WRITTEN TASK = Without including any pictures, write out the listing below exactly.

------------

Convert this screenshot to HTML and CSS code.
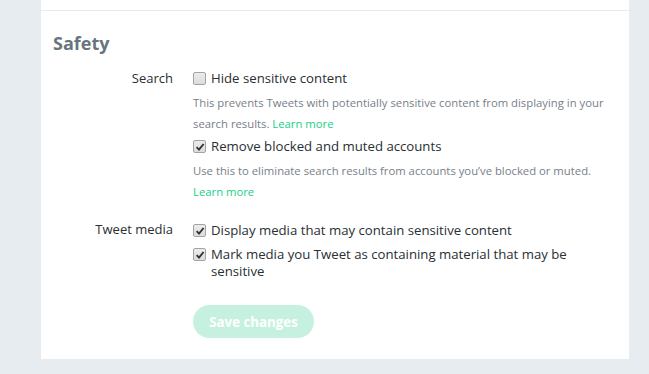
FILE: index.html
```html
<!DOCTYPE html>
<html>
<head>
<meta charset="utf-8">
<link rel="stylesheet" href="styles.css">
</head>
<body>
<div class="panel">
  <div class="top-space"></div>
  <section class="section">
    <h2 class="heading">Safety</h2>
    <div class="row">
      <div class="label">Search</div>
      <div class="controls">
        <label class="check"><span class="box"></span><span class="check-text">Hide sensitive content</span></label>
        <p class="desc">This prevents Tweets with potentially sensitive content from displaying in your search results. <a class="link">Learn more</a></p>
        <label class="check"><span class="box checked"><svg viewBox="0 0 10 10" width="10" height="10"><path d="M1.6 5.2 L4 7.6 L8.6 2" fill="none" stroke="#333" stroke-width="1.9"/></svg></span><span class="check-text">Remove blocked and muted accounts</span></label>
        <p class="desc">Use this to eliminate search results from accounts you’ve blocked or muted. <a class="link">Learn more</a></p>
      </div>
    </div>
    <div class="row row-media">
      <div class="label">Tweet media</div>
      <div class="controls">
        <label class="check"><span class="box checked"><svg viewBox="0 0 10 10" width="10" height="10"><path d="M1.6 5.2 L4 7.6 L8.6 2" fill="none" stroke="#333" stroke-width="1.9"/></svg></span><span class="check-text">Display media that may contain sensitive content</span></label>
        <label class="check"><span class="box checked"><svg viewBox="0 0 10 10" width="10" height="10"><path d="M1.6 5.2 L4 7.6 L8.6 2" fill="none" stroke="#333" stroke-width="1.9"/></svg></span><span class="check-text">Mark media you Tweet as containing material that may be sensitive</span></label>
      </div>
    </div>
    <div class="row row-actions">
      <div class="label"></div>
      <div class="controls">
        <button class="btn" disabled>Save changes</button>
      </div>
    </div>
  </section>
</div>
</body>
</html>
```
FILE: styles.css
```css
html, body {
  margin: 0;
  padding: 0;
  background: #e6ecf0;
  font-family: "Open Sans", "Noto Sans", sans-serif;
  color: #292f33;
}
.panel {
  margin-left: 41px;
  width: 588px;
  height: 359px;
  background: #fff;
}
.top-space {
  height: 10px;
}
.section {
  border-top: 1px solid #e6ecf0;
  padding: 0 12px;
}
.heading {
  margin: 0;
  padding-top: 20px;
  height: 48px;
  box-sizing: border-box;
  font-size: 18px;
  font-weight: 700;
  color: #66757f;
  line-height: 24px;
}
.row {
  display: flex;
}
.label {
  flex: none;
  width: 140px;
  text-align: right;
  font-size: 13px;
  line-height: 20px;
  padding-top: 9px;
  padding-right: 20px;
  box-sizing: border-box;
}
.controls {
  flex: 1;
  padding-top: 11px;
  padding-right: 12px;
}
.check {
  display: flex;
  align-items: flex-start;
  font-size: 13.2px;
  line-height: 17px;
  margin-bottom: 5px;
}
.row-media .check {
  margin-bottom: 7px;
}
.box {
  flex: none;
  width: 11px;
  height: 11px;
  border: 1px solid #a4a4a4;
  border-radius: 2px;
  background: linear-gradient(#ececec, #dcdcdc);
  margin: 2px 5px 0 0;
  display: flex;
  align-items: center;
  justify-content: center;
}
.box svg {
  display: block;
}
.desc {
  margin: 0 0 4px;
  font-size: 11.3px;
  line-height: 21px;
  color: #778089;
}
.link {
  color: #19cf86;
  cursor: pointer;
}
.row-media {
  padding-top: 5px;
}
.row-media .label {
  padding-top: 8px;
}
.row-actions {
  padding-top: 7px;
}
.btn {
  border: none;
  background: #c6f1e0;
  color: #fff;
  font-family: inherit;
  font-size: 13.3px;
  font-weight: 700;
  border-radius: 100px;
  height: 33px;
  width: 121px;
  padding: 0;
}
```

------------

RESULT OF THE TASK =
Convert this screenshot to HTML and CSS code.
FILE: index.html
```html
<!DOCTYPE html>
<html>
<head>
<meta charset="utf-8">
<link rel="stylesheet" href="styles.css">
</head>
<body>
<div class="panel">
  <div class="top-space"></div>
  <section class="section">
    <h2 class="heading">Safety</h2>
    <div class="row">
      <div class="label">Search</div>
      <div class="controls">
        <label class="check"><span class="box"></span><span class="check-text">Hide sensitive content</span></label>
        <p class="desc">This prevents Tweets with potentially sensitive content from displaying in your search results. <a class="link">Learn more</a></p>
        <label class="check"><span class="box checked"><svg viewBox="0 0 10 10" width="10" height="10"><path d="M1.6 5.2 L4 7.6 L8.6 2" fill="none" stroke="#333" stroke-width="1.9"/></svg></span><span class="check-text">Remove blocked and muted accounts</span></label>
        <p class="desc">Use this to eliminate search results from accounts you’ve blocked or muted. <a class="link">Learn more</a></p>
      </div>
    </div>
    <div class="row row-media">
      <div class="label">Tweet media</div>
      <div class="controls">
        <label class="check"><span class="box checked"><svg viewBox="0 0 10 10" width="10" height="10"><path d="M1.6 5.2 L4 7.6 L8.6 2" fill="none" stroke="#333" stroke-width="1.9"/></svg></span><span class="check-text">Display media that may contain sensitive content</span></label>
        <label class="check"><span class="box checked"><svg viewBox="0 0 10 10" width="10" height="10"><path d="M1.6 5.2 L4 7.6 L8.6 2" fill="none" stroke="#333" stroke-width="1.9"/></svg></span><span class="check-text">Mark media you Tweet as containing material that may be sensitive</span></label>
      </div>
    </div>
    <div class="row row-actions">
      <div class="label"></div>
      <div class="controls">
        <button class="btn" disabled>Save changes</button>
      </div>
    </div>
  </section>
</div>
</body>
</html>
```
FILE: styles.css
```css
html, body {
  margin: 0;
  padding: 0;
  background: #e6ecf0;
  font-family: "Open Sans", "Noto Sans", sans-serif;
  color: #292f33;
}
.panel {
  margin-left: 41px;
  width: 588px;
  height: 359px;
  background: #fff;
}
.top-space {
  height: 10px;
}
.section {
  border-top: 1px solid #e6ecf0;
  padding: 0 12px;
}
.heading {
  margin: 0;
  padding-top: 20px;
  height: 48px;
  box-sizing: border-box;
  font-size: 18px;
  font-weight: 700;
  color: #66757f;
  line-height: 24px;
}
.row {
  display: flex;
}
.label {
  flex: none;
  width: 140px;
  text-align: right;
  font-size: 13px;
  line-height: 20px;
  padding-top: 9px;
  padding-right: 20px;
  box-sizing: border-box;
}
.controls {
  flex: 1;
  padding-top: 11px;
  padding-right: 12px;
}
.check {
  display: flex;
  align-items: flex-start;
  font-size: 13.2px;
  line-height: 17px;
  margin-bottom: 5px;
}
.row-media .check {
  margin-bottom: 7px;
}
.box {
  flex: none;
  width: 11px;
  height: 11px;
  border: 1px solid #a4a4a4;
  border-radius: 2px;
  background: linear-gradient(#ececec, #dcdcdc);
  margin: 2px 5px 0 0;
  display: flex;
  align-items: center;
  justify-content: center;
}
.box svg {
  display: block;
}
.desc {
  margin: 0 0 4px;
  font-size: 11.3px;
  line-height: 21px;
  color: #778089;
}
.link {
  color: #19cf86;
  cursor: pointer;
}
.row-media {
  padding-top: 5px;
}
.row-media .label {
  padding-top: 8px;
}
.row-actions {
  padding-top: 7px;
}
.btn {
  border: none;
  background: #c6f1e0;
  color: #fff;
  font-family: inherit;
  font-size: 13.3px;
  font-weight: 700;
  border-radius: 100px;
  height: 33px;
  width: 121px;
  padding: 0;
}
```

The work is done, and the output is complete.